Le sénateur Harb : Je voudrais que nous passions à la page 6, au sous-alinéa 6f)(i), dont voici le libellé : « Mettre en œuvre ou incorporer par renvoi, dans leur version à une date donnée ou avec leurs modifications successives, ces mesures et désigner... » C'est ce qui est proposé, n'est-ce pas? Comment procède-t-on à l'heure actuelle? Pourquoi estimez-vous qu'il soit nécessaire de préciser tout cela?

M. Bevan : Nos rédacteurs juridiques pourraient expliquer le tout en détail.

La Loi modifiant la Loi sur la protection des pêches côtières vise à nous donner des pouvoirs accrus afin d'interdire la possession ou l'importation de poissons pris dans le cadre d'une pêche illicite dans d'autres pays. À l'heure actuelle, nous n'avons pas les pouvoirs nécessaires pour nous attaquer efficacement à ce problème afin de respecter l'Accord sur les mesures de l'État du port. Nous pourrons donc modifier la loi actuelle pour y incorporer ces modifications. Mais je dois demander l'aide de mes collaborateurs qui vous donneront davantage de détails sur les modifications proposées. Je cède donc la parole à M. Pearson.
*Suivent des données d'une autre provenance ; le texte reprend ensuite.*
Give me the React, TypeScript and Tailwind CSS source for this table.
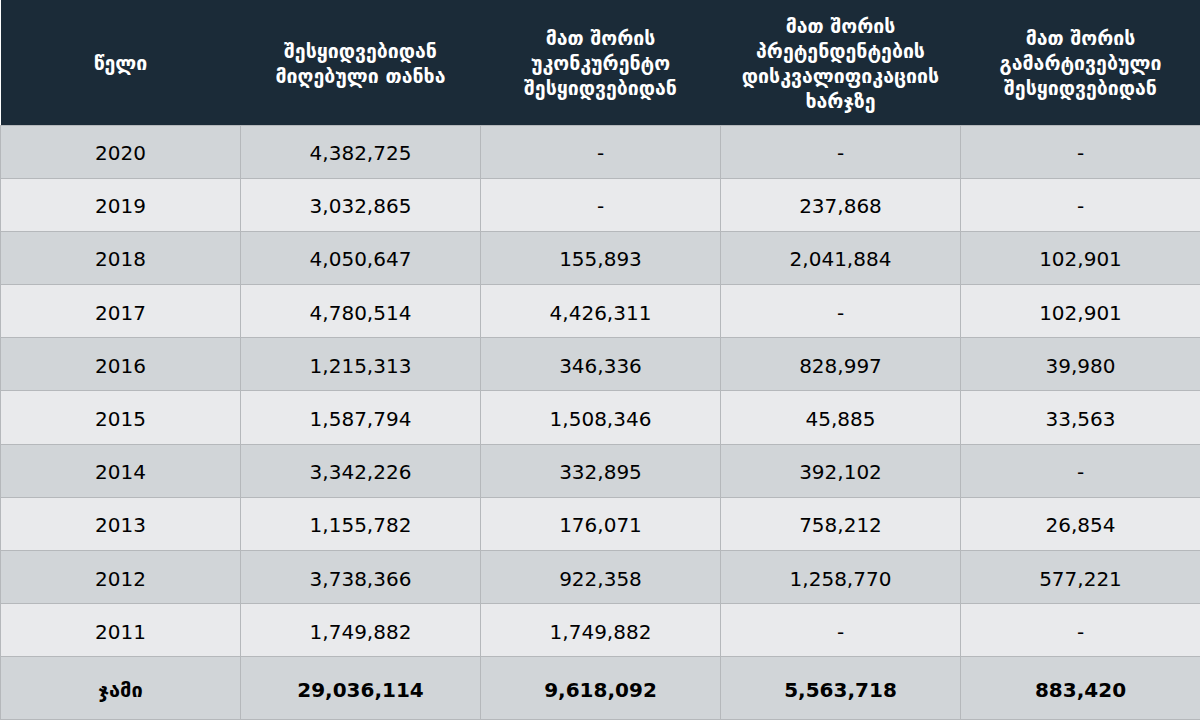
const headers = [
  ["წელი"],
  ["შესყიდვებიდან", "მიღებული თანხა"],
  ["მათ შორის", "უკონკურენტო", "შესყიდვებიდან"],
  ["მათ შორის", "პრეტენდენტების", "დისკვალიფიკაციის", "ხარჯზე"],
  ["მათ შორის", "გამარტივებული", "შესყიდვებიდან"],
];

const rows = [
  ["2020", "4,382,725", "-", "-", "-"],
  ["2019", "3,032,865", "-", "237,868", "-"],
  ["2018", "4,050,647", "155,893", "2,041,884", "102,901"],
  ["2017", "4,780,514", "4,426,311", "-", "102,901"],
  ["2016", "1,215,313", "346,336", "828,997", "39,980"],
  ["2015", "1,587,794", "1,508,346", "45,885", "33,563"],
  ["2014", "3,342,226", "332,895", "392,102", "-"],
  ["2013", "1,155,782", "176,071", "758,212", "26,854"],
  ["2012", "3,738,366", "922,358", "1,258,770", "577,221"],
  ["2011", "1,749,882", "1,749,882", "-", "-"],
];

const total = ["ჯამი", "29,036,114", "9,618,092", "5,563,718", "883,420"];

export default function App() {
  return (
    <div className="w-[1200px] h-[720px] overflow-hidden bg-white font-['DejaVu_Sans',sans-serif] text-black">
      <table className="w-full border-collapse table-fixed">
        <thead>
          <tr className="h-[125px] bg-[#1b2b38]">
            {headers.map((lines, i) => (
              <th key={i} className="w-[240px] text-center align-middle text-white text-[19.5px] font-bold leading-[25px] pt-[3px]">
                {lines.map((l) => (
                  <div key={l}>{l}</div>
                ))}
              </th>
            ))}
          </tr>
        </thead>
        <tbody>
          {rows.map((r, idx) => (
            <tr
              key={r[0]}
              className={`h-[53.2px] ${idx % 2 === 0 ? "bg-[#d1d5d8]" : "bg-[#e9eaec]"}`}
            >
              {r.map((c, j) => (
                <td key={j} className="border border-[#b5b8bb] text-center text-[20px] pt-[3px]">
                  {c}
                </td>
              ))}
            </tr>
          ))}
          <tr className="h-[63px] bg-[#d1d5d8]">
            {total.map((c, j) => (
              <td
                key={j}
                className="border border-[#b5b8bb] text-center font-bold text-[20px] pt-[3px]"
              >
                {c}
              </td>
            ))}
          </tr>
        </tbody>
      </table>
    </div>
  );
}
M. Pearson : Je dirais que oui, nous pourrions probablement fournir de plus amples explications par écrit au comité, mais je crois que c'est lié en partie au fait que les accords internationaux sont passés à un moment précis et qu'ils peuvent être révisés ou modifiés à des moments donnés. La mesure législative reflète cette réalité; ainsi, elle serait applicable à des lois ou à des accords internationaux aux moments où, d'abord, ils sont mis en place et, ensuite, ils sont modifiés.

Le sénateur Harb : Je comprends.

Monsieur Bevan, pour apporter une correction, vous ne pouvez pas modifier la loi sans vous adresser au Parlement en tant qu'administration. Cette précision est bien exacte?

M. Bevan : Oui.

Le sénateur Harb : Merci.

À la page 19, au dernier point sur l'entrée en vigueur, c'est écrit :

La présente loi entre en vigueur à la date fixée par décret.

Premièrement, pourquoi cette déclaration? Deuxièmement, la mesure législative sera-t-elle examinée par un comité parlementaire après cinq ans? Troisièmement, le ministère recevra-t-il des ressources pour lui permettre de la mettre en application?

M. Bevan : Au sujet de l'entrée en vigueur à la date fixée par décret, évidemment, le Parlement adoptera le projet de loi — nous l'espérons, du moins —, puis la date d'entrée en vigueur sera fixée par décret pour nous donner le temps de mener des consultations, ainsi que d'informer les gens des nouvelles exigences et des conséquences d'importer du poisson pêché illégalement.

À l'heure actuelle, le Canada compte environ 700 agents des pêches. La mesure législative leur fournit de nouveaux outils pour gérer l'importation et les produits de la pêche illicite. Ils contribuent actuellement à faire respecter la Loi sur la protection des pêches côtières : ils vérifient si les bateaux sont autorisés à pénétrer dans notre zone et à débarquer au Canada. Nous inspectons beaucoup de navires qui prennent du poisson dans la zone réglementée par l'OPANO. Ces inspections sont faites au Canada. Nous avons alloué des ressources à cette fin; nous devons maintenant fournir de nouveaux outils aux agents des pêches pour leur permettre d'accomplir efficacement ce travail.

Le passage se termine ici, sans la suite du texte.